Effective January 3, 2017, the Office of Personnel Management will require that, unless an exception has been granted, federal hiring agencies cannot inquire into an applicant’s criminal history or adverse credit information until after a conditional offer of employment has been made. This federal initiative is consistent with, and provides a timely reminder of, the many states and localities that have enacted “ban the box” laws which also require that investigations into an applicant’s criminal history be delayed until after an initial interview has been completed or a conditional offer made to the applicant.
The rule appears to be a further attempt to broaden the policy of encouraging individuals from all walks of life, including those with criminal and adverse credit histories, to apply for federal positions and to assist federal agencies in complying with the Merit System Principles, the Federal Interagency Reentry Council goals, and the President’s Memorandum of April 29, 2016, entitled “Promoting Rehabilitation of Formerly Incarcerated Individuals.” According to OPM, the rule only affects the timing of an investigation into an applicant’s criminal or credit history background – it does not affect how the background investigation is conducted or what information should be considered.
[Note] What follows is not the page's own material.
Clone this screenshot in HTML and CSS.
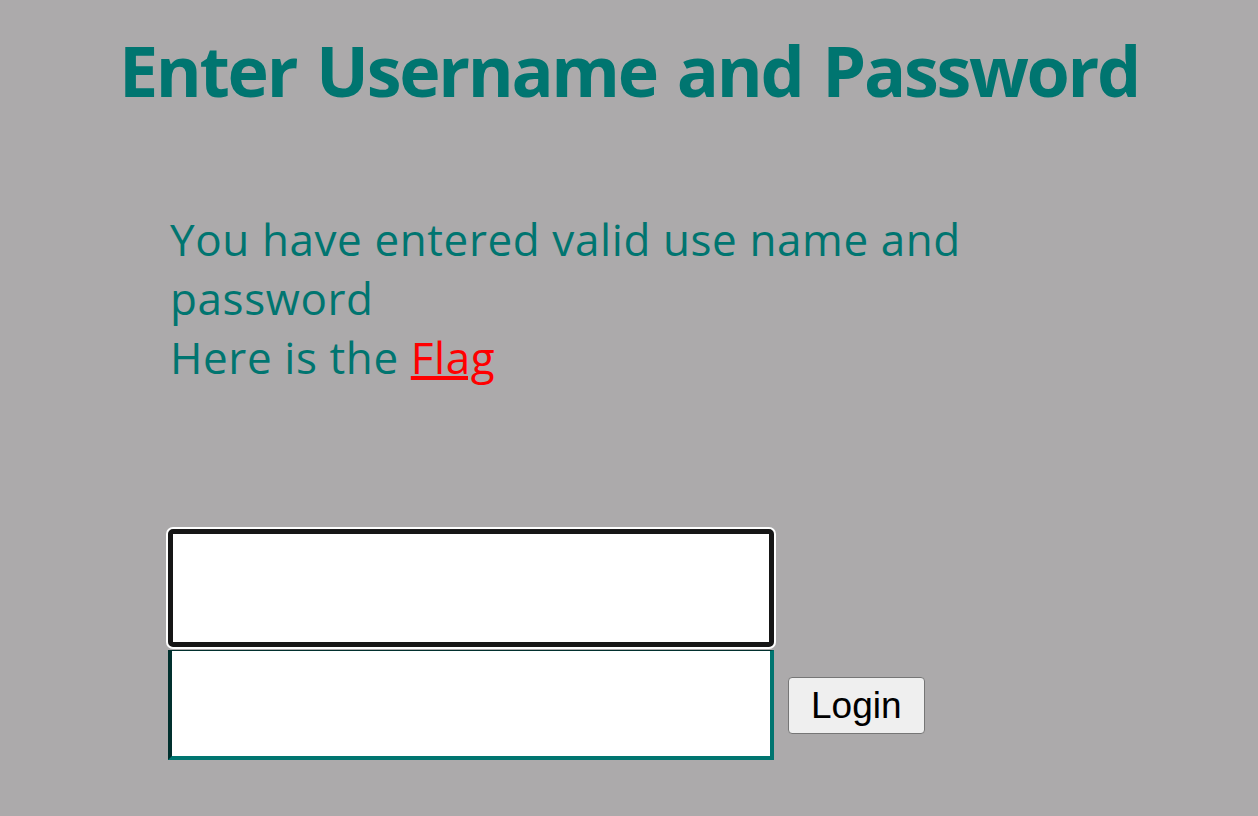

In preparation for issuing its final rule, OPM elicited and received 25 sets of comments on its proposed rule. The comments came from individuals, federal agencies, professional organizations, a trade association, a coalition of civic advocacy groups, and a private corporation. The comments ranged from general opposition to and support of the rule to specific concerns related to, among others, the effect the rule will have on national security and concern that it will unnecessarily delay the hiring process.
In addressing the comments, OPM distinguishes between two phases of the hiring process: (1) the examination/assessment phase, during which an applicant’s competencies are assessed; and (2) at a later point in time, the suitability phase, during which an applicant’s eligibility for a position is adjudicated. The examination/assessment phase should be conducted, according to OPM, without knowledge of the applicant’s criminal history so that the applicant will be fairly judged on his or her knowledge, skills, and abilities. If these credentials satisfy the hiring agency, then the agency may examine the criminal history of the applicant as part of his or her character and conduct assessment. OPM believes this dual-step process may encourage applicants who have been arrested, but not convicted, or applicants who have been convicted and rehabilitated, to apply for federal positions from which they otherwise would have felt excluded. Moreover, according to OPM, no empirical evidence has been presented showing that the rule would have any effect on the time it takes to get a position with the federal government.
If an applicant’s background is necessary in determining whether they are qualified for a position, then OPM notes that there is an exception process in place. The hiring agency must request the exception prior to posting notice of the position and, if the exception is granted, the agency must include the background qualifications and assessment procedure as part of the job advertisement. While the rule explicitly does not affect questions related to an applicant’s Selective Service registration, military service, citizenship status, or previous work history, OPM expressly declined to list conditions which must be present for an exception to be granted, as such conditions are not yet known by OPM. Instead, OPM provided examples of some types of factors that may be considered, such as the nature of the position being filled and whether a clean criminal history is essential to the applicant’s performance.
In examining commentators’ responses, OPM specifically declined to modify the parameters of the rule to allow for a criminal background check after an initial interview. In its statements, OPM noted variations in how various agencies use interviews during the hiring process, including that some agencies do not interview and that others interview applicants more than once. Thus, according to OPM, in an effort to bring consistency to the hiring process across federal agencies, the rule pushes the investigation into an applicant’s criminal and credit history until after a conditional offer has been made.